Records for the exercise >>
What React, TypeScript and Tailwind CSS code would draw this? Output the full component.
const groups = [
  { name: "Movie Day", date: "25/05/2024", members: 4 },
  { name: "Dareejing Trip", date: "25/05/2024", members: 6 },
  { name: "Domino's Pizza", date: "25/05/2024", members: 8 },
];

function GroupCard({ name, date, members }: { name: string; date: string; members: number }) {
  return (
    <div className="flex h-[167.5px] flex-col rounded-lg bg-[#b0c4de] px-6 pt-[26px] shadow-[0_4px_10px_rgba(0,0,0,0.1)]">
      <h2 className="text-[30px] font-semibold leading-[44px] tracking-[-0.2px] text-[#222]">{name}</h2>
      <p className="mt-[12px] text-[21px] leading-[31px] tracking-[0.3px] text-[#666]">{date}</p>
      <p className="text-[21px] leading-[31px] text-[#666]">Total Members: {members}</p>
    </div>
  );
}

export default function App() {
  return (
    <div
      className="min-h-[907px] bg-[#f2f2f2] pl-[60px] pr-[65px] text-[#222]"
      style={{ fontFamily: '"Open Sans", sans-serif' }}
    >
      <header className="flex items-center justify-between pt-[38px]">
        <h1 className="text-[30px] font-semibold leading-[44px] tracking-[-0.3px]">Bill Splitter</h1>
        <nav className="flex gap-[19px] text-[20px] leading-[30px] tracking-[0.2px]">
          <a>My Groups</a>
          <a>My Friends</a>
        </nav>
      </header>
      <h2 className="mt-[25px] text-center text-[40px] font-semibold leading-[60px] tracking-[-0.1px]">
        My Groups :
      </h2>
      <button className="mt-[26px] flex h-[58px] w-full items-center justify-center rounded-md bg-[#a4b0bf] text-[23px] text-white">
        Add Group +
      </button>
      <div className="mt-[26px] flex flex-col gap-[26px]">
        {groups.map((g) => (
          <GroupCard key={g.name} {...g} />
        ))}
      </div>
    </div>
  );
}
---
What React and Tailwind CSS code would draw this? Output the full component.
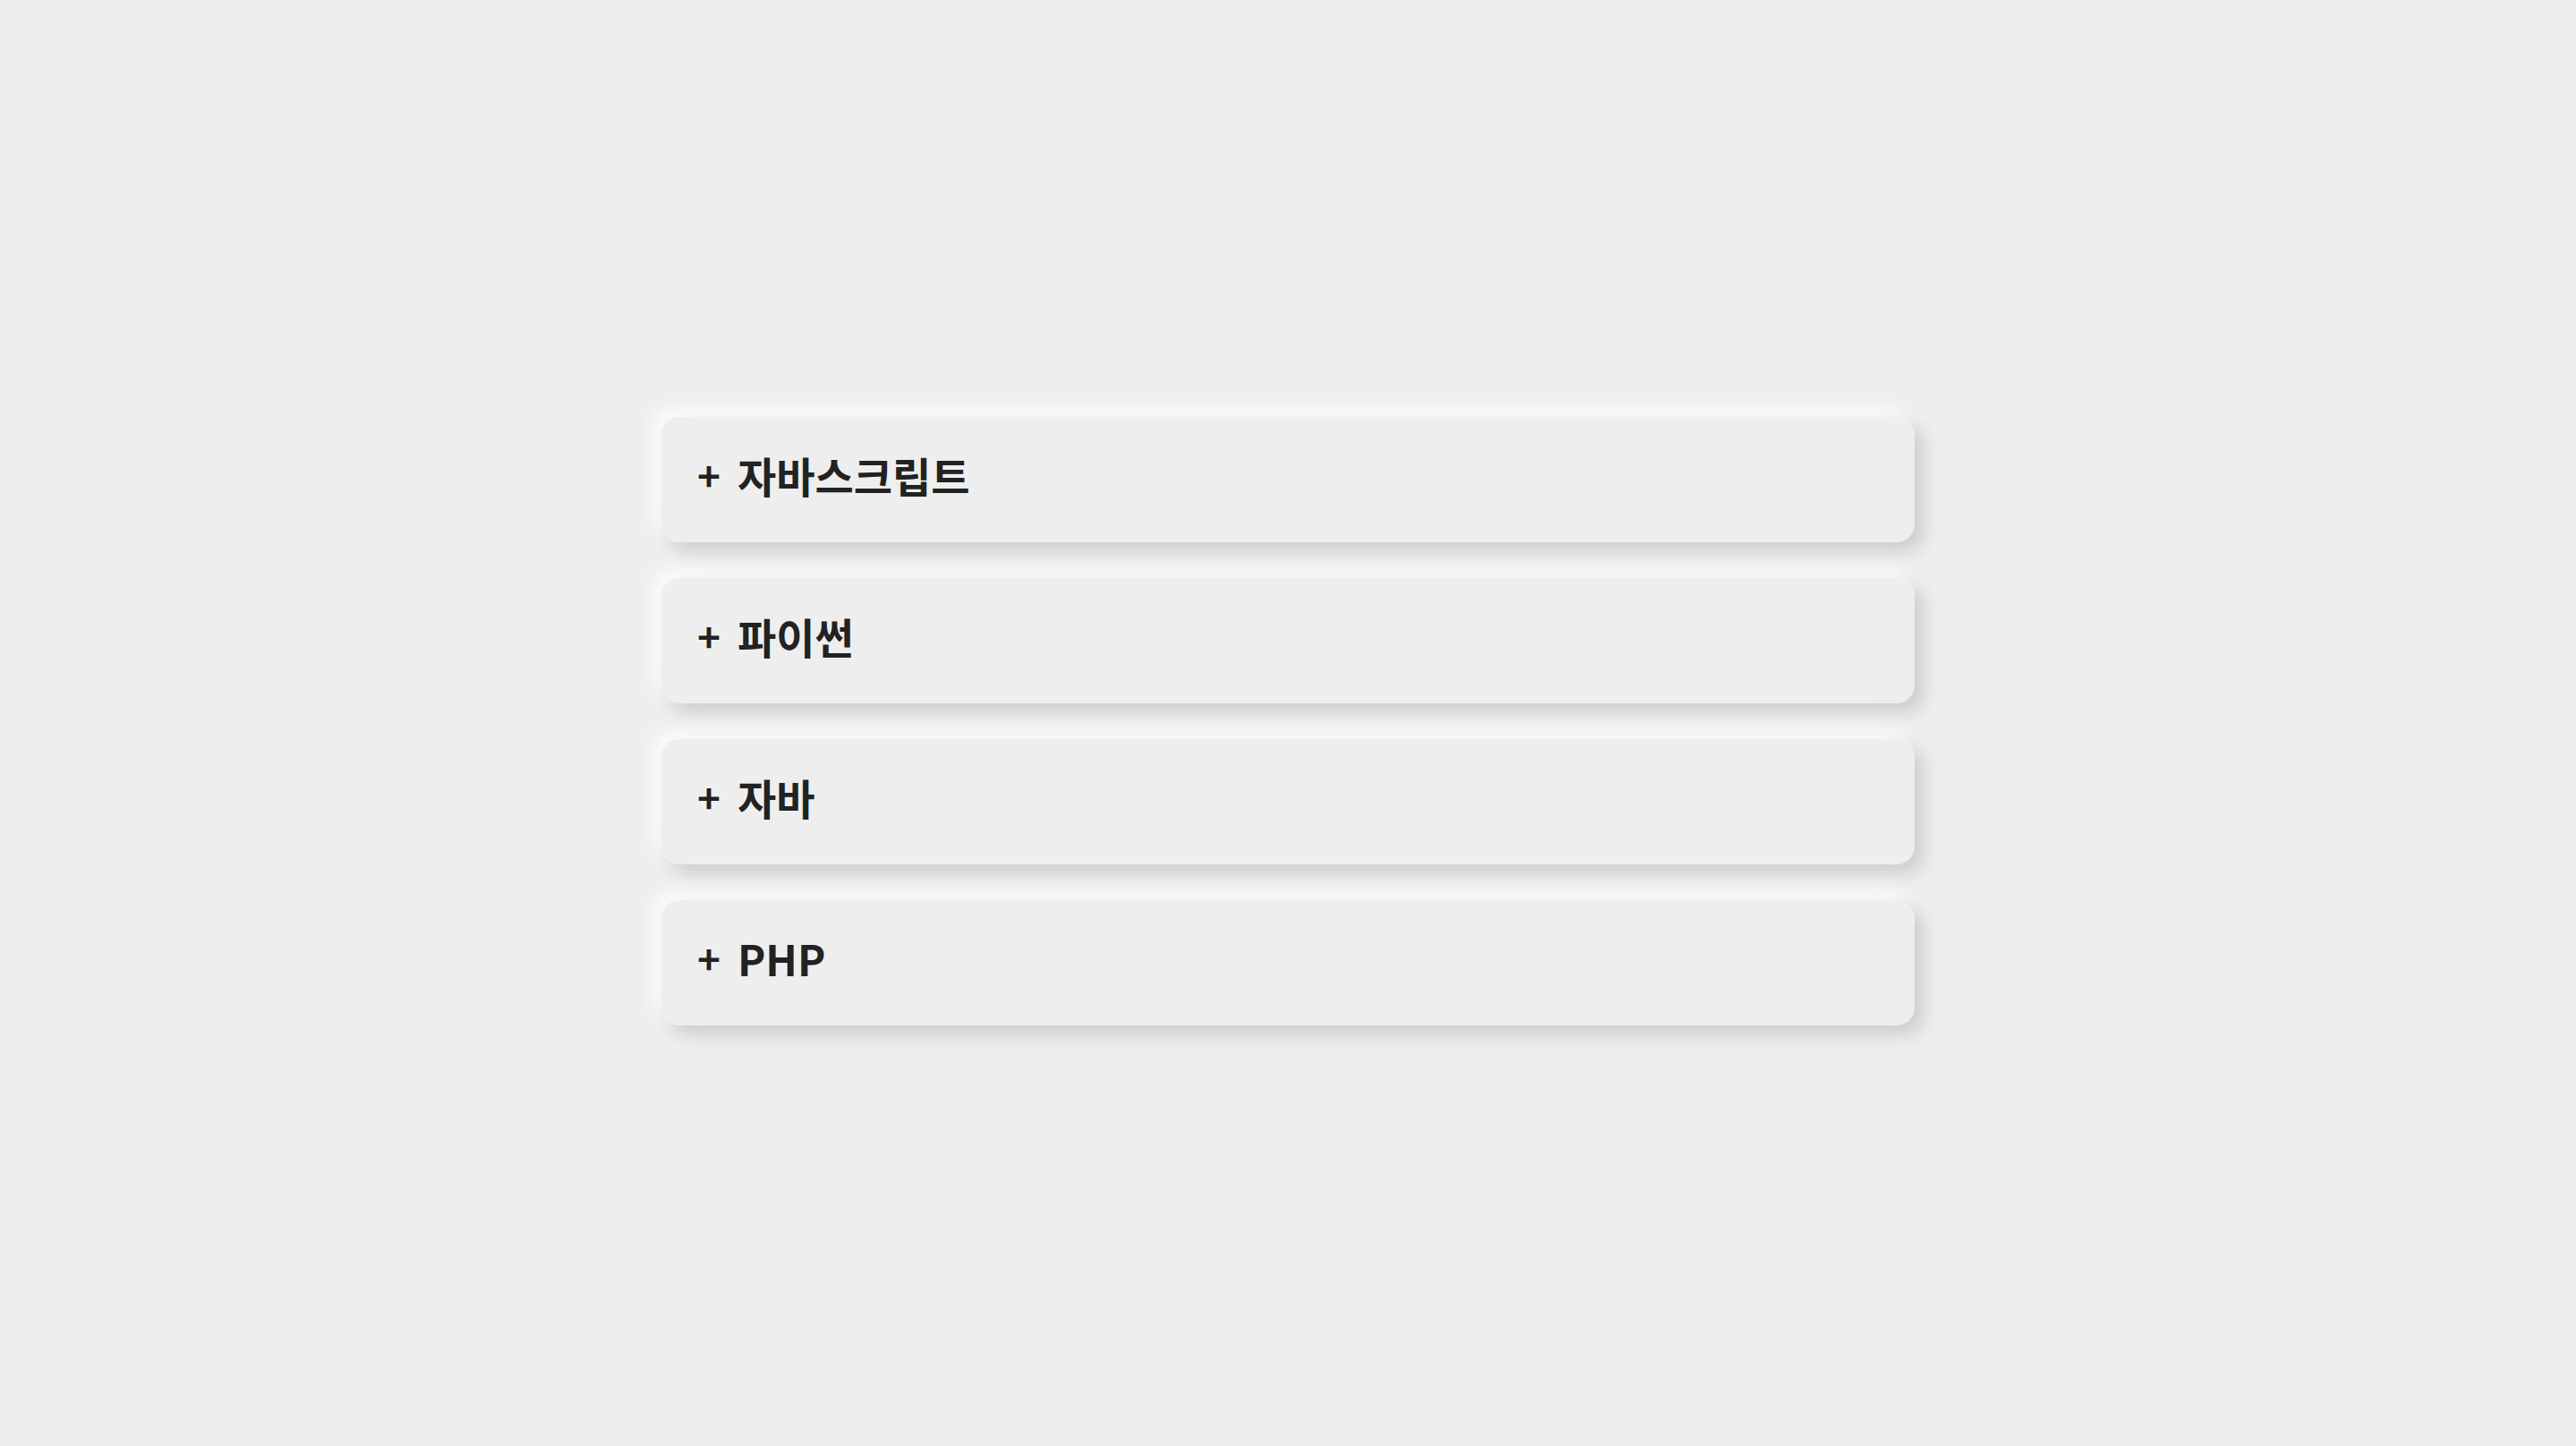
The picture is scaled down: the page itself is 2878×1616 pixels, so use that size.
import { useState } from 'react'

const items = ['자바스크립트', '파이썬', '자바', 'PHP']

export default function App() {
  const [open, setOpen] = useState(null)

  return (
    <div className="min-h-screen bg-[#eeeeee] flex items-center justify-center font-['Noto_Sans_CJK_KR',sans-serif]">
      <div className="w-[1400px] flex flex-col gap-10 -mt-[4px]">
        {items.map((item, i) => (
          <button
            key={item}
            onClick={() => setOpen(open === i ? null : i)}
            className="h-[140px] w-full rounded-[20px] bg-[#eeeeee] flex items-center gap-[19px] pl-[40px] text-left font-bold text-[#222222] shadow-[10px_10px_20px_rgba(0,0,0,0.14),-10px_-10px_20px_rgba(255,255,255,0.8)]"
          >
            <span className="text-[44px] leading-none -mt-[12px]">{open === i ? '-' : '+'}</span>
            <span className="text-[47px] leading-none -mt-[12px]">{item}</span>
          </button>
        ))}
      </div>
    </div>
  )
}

Requirement >> Repeat the span of lines that opens with the line holding "The picture is" and closes with the line holding "const [open, setOpen] = useState(null)", exactly as it stands.

Solution for this problem >>
The picture is scaled down: the page itself is 2878×1616 pixels, so use that size.
import { useState } from 'react'

const items = ['자바스크립트', '파이썬', '자바', 'PHP']

export default function App() {
  const [open, setOpen] = useState(null)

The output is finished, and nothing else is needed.